- WHAT IS ASKED: From the records below, pull each line that has "this".

(Interface markup and scripts)

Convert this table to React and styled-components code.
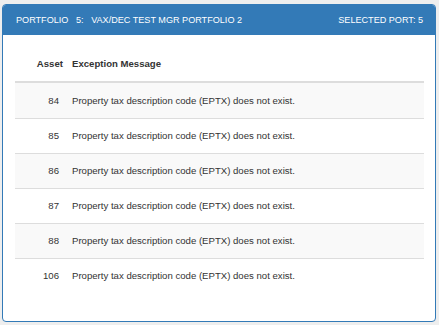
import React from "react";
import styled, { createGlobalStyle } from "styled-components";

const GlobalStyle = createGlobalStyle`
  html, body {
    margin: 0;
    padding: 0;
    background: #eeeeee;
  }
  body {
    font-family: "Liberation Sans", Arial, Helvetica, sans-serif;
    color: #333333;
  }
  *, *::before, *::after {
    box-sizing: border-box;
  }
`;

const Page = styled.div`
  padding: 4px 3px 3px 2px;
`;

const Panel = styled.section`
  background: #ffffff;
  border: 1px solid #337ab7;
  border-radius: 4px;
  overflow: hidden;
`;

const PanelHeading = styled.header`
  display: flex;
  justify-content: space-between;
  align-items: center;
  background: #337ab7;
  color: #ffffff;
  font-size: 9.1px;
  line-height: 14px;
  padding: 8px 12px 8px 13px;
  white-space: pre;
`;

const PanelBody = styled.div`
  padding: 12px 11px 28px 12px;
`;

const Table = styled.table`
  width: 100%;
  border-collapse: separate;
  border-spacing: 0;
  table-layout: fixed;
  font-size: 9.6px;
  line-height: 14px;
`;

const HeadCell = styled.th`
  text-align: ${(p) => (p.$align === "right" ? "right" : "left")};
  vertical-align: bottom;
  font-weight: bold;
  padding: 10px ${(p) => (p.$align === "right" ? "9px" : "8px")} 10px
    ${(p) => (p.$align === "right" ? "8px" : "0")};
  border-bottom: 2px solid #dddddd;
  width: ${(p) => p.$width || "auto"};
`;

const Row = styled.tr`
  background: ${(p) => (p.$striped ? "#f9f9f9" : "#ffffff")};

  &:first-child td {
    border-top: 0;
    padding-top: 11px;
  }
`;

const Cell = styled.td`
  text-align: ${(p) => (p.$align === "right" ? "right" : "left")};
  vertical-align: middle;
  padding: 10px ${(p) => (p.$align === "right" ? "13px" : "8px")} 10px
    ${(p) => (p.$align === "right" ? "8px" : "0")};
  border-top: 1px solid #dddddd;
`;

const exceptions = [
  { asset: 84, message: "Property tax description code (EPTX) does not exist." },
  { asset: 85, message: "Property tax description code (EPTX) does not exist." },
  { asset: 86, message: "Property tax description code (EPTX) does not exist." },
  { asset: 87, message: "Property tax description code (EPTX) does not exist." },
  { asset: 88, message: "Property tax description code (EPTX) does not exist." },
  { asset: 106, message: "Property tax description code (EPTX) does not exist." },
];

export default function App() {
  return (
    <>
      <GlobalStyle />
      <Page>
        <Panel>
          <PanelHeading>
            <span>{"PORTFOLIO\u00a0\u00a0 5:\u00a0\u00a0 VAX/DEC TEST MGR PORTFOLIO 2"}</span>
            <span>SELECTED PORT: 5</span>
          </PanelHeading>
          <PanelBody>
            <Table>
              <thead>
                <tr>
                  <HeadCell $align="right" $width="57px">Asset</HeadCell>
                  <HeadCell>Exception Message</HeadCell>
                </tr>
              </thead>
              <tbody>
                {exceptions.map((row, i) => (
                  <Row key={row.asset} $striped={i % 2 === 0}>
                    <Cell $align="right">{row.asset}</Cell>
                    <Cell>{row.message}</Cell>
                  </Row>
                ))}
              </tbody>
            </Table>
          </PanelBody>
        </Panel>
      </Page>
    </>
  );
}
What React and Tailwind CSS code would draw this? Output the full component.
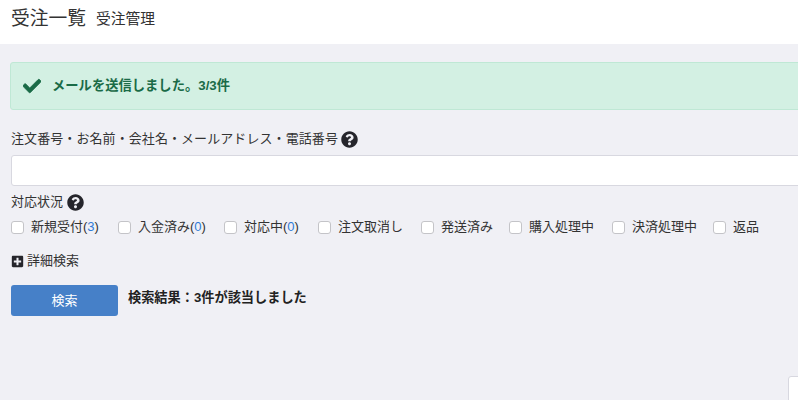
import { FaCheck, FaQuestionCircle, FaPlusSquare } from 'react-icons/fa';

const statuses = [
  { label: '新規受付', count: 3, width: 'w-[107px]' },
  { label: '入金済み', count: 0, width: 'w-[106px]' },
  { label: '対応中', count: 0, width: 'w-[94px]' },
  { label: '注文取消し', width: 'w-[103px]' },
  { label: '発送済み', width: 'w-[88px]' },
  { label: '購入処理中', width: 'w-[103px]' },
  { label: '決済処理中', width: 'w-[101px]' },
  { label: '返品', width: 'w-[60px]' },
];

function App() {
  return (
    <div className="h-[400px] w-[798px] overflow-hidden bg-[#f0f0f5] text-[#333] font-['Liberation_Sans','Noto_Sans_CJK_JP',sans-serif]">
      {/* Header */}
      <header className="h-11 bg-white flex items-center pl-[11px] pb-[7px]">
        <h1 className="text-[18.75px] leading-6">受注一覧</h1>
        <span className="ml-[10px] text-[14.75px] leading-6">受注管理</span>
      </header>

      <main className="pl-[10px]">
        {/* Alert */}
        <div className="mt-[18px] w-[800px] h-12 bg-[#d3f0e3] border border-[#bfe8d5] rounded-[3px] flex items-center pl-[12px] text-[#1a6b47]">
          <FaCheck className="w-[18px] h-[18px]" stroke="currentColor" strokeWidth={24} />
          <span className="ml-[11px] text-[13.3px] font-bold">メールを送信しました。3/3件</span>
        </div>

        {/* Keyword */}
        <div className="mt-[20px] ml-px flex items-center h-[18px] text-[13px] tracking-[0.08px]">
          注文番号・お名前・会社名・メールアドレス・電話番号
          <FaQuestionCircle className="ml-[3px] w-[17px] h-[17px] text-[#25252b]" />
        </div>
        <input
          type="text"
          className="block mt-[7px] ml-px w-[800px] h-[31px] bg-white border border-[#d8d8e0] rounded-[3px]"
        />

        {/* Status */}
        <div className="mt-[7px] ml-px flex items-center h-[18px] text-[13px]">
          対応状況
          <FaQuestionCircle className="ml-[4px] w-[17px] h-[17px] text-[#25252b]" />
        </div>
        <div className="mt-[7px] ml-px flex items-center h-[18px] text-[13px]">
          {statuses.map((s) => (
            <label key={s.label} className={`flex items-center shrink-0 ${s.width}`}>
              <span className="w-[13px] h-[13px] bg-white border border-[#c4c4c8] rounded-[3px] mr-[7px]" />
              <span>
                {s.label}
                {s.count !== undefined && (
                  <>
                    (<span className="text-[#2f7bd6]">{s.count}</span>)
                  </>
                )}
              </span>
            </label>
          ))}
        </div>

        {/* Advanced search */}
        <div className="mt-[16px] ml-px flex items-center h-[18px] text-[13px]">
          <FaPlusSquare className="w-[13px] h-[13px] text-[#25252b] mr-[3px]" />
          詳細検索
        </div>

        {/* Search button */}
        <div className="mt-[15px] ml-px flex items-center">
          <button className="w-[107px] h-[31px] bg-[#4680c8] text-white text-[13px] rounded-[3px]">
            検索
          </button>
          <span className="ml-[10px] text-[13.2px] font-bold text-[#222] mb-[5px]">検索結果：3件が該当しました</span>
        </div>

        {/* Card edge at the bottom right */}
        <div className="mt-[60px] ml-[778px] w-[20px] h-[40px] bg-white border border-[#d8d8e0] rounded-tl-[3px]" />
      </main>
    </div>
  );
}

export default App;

- COMPLETE ANSWER:
Convert this table to React and styled-components code.
What React and Tailwind CSS code would draw this? Output the full component.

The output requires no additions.